● Work to do:
Identify every line containing the word "components" and reproduce each one.

====== Data provided

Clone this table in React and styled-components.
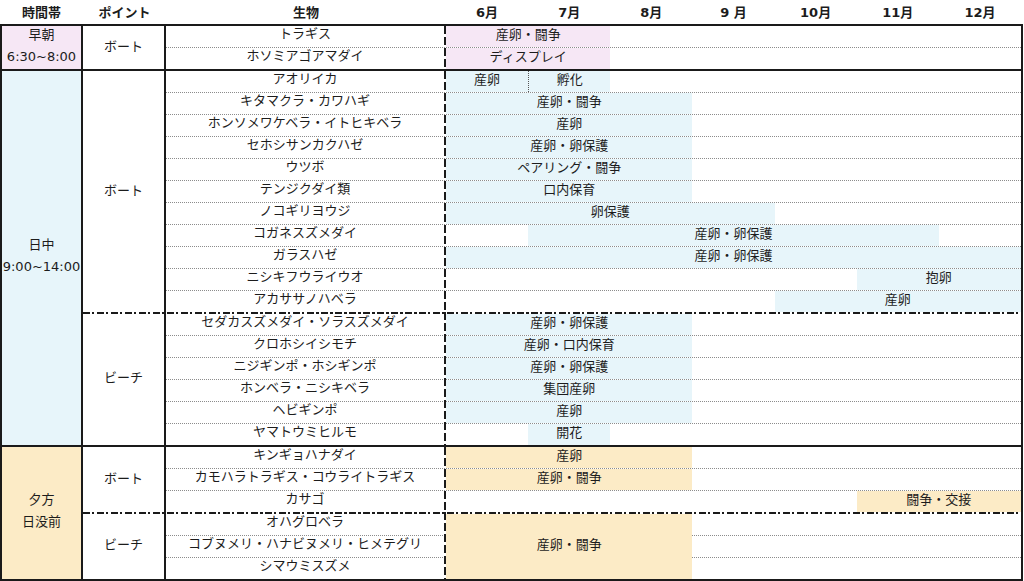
import React from "react";
import styled, { createGlobalStyle } from "styled-components";

const PINK = "#f6e7f5";
const BLUE = "#e7f5fa";
const ORANGE = "#fcebc6";

const GlobalStyle = createGlobalStyle`
  body {
    margin: 0;
    background: #fff;
    font-family: "DejaVu Sans", "Noto Sans CJK JP", sans-serif;
    color: #1c1c1c;
  }
`;

const months = ["6月", "7月", "8月", "9 月", "10月", "11月", "12月"];

const sections = [
  {
    time: ["早朝", "6:30~8:00"],
    color: PINK,
    groups: [
      {
        point: "ボート",
        rows: ["トラギス", "ホソミアゴアマダイ"],
        bands: [
          { row: 0, from: 0, to: 2, label: "産卵・闘争" },
          { row: 1, from: 0, to: 2, label: "ディスプレイ" },
        ],
      },
    ],
  },
  {
    time: ["日中", "9:00~14:00"],
    color: BLUE,
    groups: [
      {
        point: "ボート",
        rows: [
          "アオリイカ",
          "キタマクラ・カワハギ",
          "ホンソメワケベラ・イトヒキベラ",
          "セホシサンカクハゼ",
          "ウツボ",
          "テンジクダイ類",
          "ノコギリヨウジ",
          "コガネスズメダイ",
          "ガラスハゼ",
          "ニシキフウライウオ",
          "アカササノハベラ",
        ],
        bands: [
          { row: 0, from: 0, to: 1, label: "産卵" },
          { row: 0, from: 1, to: 2, label: "孵化", split: true },
          { row: 1, from: 0, to: 3, label: "産卵・闘争" },
          { row: 2, from: 0, to: 3, label: "産卵" },
          { row: 3, from: 0, to: 3, label: "産卵・卵保護" },
          { row: 4, from: 0, to: 3, label: "ペアリング・闘争" },
          { row: 5, from: 0, to: 3, label: "口内保育" },
          { row: 6, from: 0, to: 4, label: "卵保護" },
          { row: 7, from: 1, to: 6, label: "産卵・卵保護" },
          { row: 8, from: 0, to: 7, label: "産卵・卵保護" },
          { row: 9, from: 5, to: 7, label: "抱卵" },
          { row: 10, from: 4, to: 7, label: "産卵" },
        ],
      },
      {
        point: "ビーチ",
        divider: true,
        rows: [
          "セダカスズメダイ・ソラスズメダイ",
          "クロホシイシモチ",
          "ニジギンポ・ホシギンポ",
          "ホンベラ・ニシキベラ",
          "ヘビギンポ",
          "ヤマトウミヒルモ",
        ],
        bands: [
          { row: 0, from: 0, to: 3, label: "産卵・卵保護" },
          { row: 1, from: 0, to: 3, label: "産卵・口内保育" },
          { row: 2, from: 0, to: 3, label: "産卵・卵保護" },
          { row: 3, from: 0, to: 3, label: "集団産卵" },
          { row: 4, from: 0, to: 3, label: "産卵" },
          { row: 5, from: 1, to: 2, label: "開花" },
        ],
      },
    ],
  },
  {
    time: ["夕方", "日没前"],
    color: ORANGE,
    groups: [
      {
        point: "ボート",
        rows: [
          "キンギョハナダイ",
          "カモハラトラギス・コウライトラギス",
          "カサゴ",
        ],
        bands: [
          { row: 0, from: 0, to: 3, label: "産卵" },
          { row: 1, from: 0, to: 3, label: "産卵・闘争" },
          { row: 2, from: 5, to: 7, label: "闘争・交接" },
        ],
      },
      {
        point: "ビーチ",
        divider: true,
        rows: [
          "オハグロベラ",
          "コブヌメリ・ハナビヌメリ・ヒメテグリ",
          "シマウミスズメ",
        ],
        bands: [{ row: 0, span: 3, from: 0, to: 3, label: "産卵・闘争" }],
      },
    ],
  },
];

const Page = styled.div`
  width: 1023px;
  font-size: 13px;
`;

const Header = styled.div`
  display: flex;
  height: 24px;
  padding-right: 2px;
  font-weight: bold;
`;

const HeaderCell = styled.div`
  width: ${(p) => p.$width}px;
  display: flex;
  align-items: center;
  justify-content: center;
  padding-bottom: 2px;
  box-sizing: border-box;
`;

const MonthHeader = styled.div`
  flex: 1;
  display: grid;
  grid-template-columns: repeat(7, 1fr);
  align-items: center;
  text-align: center;
  padding-bottom: 2px;
`;

const Table = styled.div`
  border: 2px solid #1a1a1a;
`;

const Section = styled.div`
  display: flex;
  border-top: ${(p) => (p.$first ? "none" : "2px solid #1a1a1a")};
`;

const TimeCell = styled.div`
  width: 81px;
  box-sizing: border-box;
  flex-shrink: 0;
  border-right: 2px solid #1a1a1a;
  background: ${(p) => p.$color};
  display: flex;
  flex-direction: column;
  justify-content: center;
  align-items: center;
  line-height: 22px;
  white-space: nowrap;
`;

const TimeLabel = styled.div`
  margin-top: -4px;
  text-align: center;
`;

const Groups = styled.div`
  flex: 1;
  display: flex;
  flex-direction: column;
`;

const Group = styled.div`
  display: grid;
  grid-template-columns: 83px 280px repeat(7, 1fr);
  grid-template-rows: ${(p) =>
    `${p.$divider ? "2px " : ""}repeat(${p.$count - 1}, 22px) 21px`};
`;

const Divider = styled.div`
  grid-column: 1 / -1;
  grid-row: 1;
  background-image: repeating-linear-gradient(
    to right,
    #1a1a1a 0 7px,
    transparent 7px 9.5px,
    #1a1a1a 9.5px 11.5px,
    transparent 11.5px 14px
  );
`;

const PointCell = styled.div`
  grid-column: 1;
  grid-row: 1 / -1;
  border-right: 2px solid #1a1a1a;
  display: flex;
  align-items: center;
  justify-content: center;
  padding-bottom: 5px;
  box-sizing: border-box;
  min-height: 0;
`;

const RowLine = styled.div`
  grid-column: 2 / -1;
  grid-row: ${(p) => p.$row};
  border-bottom: ${(p) => (p.$last ? "none" : "1px dotted #8c8c8c")};
`;

const Band = styled.div`
  grid-column: ${(p) => `${p.$from + 3} / ${p.$to + 3}`};
  grid-row: ${(p) => `${p.$row} / span ${p.$span}`};
  margin-bottom: ${(p) => (p.$last ? 0 : 1)}px;
  background: ${(p) => p.$color};
  border-left: ${(p) => (p.$split ? "1px dotted #555" : "none")};
  display: flex;
  align-items: center;
  justify-content: center;
  padding-bottom: 4px;
  box-sizing: border-box;
  min-height: 0;
  line-height: 16px;
  white-space: nowrap;
`;

const Name = styled.div`
  grid-column: 2;
  grid-row: ${(p) => p.$row};
  height: 21px;
  line-height: 16px;
  padding: 0 2px 4px 0;
  box-sizing: border-box;
  text-align: center;
  white-space: nowrap;
`;

const SplitLine = styled.div`
  grid-column: 2;
  grid-row: 1 / -1;
  justify-self: end;
  width: 2px;
  background-image: repeating-linear-gradient(
    to bottom,
    #1a1a1a 0 8px,
    transparent 8px 11px
  );
`;

const GroupBlock = ({ group, color }) => {
  const offset = group.divider ? 1 : 0;
  const count = group.rows.length;
  return (
    <Group $divider={group.divider} $count={count}>
      {group.divider && <Divider />}
      {group.rows.map((name, i) => (
        <RowLine key={"l" + i} $row={offset + i + 1} $last={i === count - 1} />
      ))}
      {group.bands.map((b, i) => {
        const span = b.span || 1;
        return (
          <Band
            key={"b" + i}
            $from={b.from}
            $to={b.to}
            $row={offset + b.row + 1}
            $span={span}
            $last={b.row + span >= count}
            $split={b.split}
            $color={color}
          >
            {b.label}
          </Band>
        );
      })}
      {group.rows.map((name, i) => (
        <Name key={"n" + i} $row={offset + i + 1}>
          {name}
        </Name>
      ))}
      <PointCell>{group.point}</PointCell>
      <SplitLine />
    </Group>
  );
};

const App = () => {
  return (
    <Page>
      <GlobalStyle />
      <Header>
        <HeaderCell $width={83}>時間帯</HeaderCell>
        <HeaderCell $width={83}>ポイント</HeaderCell>
        <HeaderCell $width={280}>生物</HeaderCell>
        <MonthHeader>
          {months.map((m) => (
            <div key={m}>{m}</div>
          ))}
        </MonthHeader>
      </Header>
      <Table>
        {sections.map((s, i) => (
          <Section key={s.time[0]} $first={i === 0}>
            <TimeCell $color={s.color}>
              <TimeLabel>
                {s.time.map((t) => (
                  <div key={t}>{t}</div>
                ))}
              </TimeLabel>
            </TimeCell>
            <Groups>
              {s.groups.map((g) => (
                <GroupBlock key={g.point + g.rows[0]} group={g} color={s.color} />
              ))}
            </Groups>
          </Section>
        ))}
      </Table>
    </Page>
  );
};

export default App;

============

● Result of the task:
Clone this table in React and styled-components.
import styled, { createGlobalStyle } from "styled-components";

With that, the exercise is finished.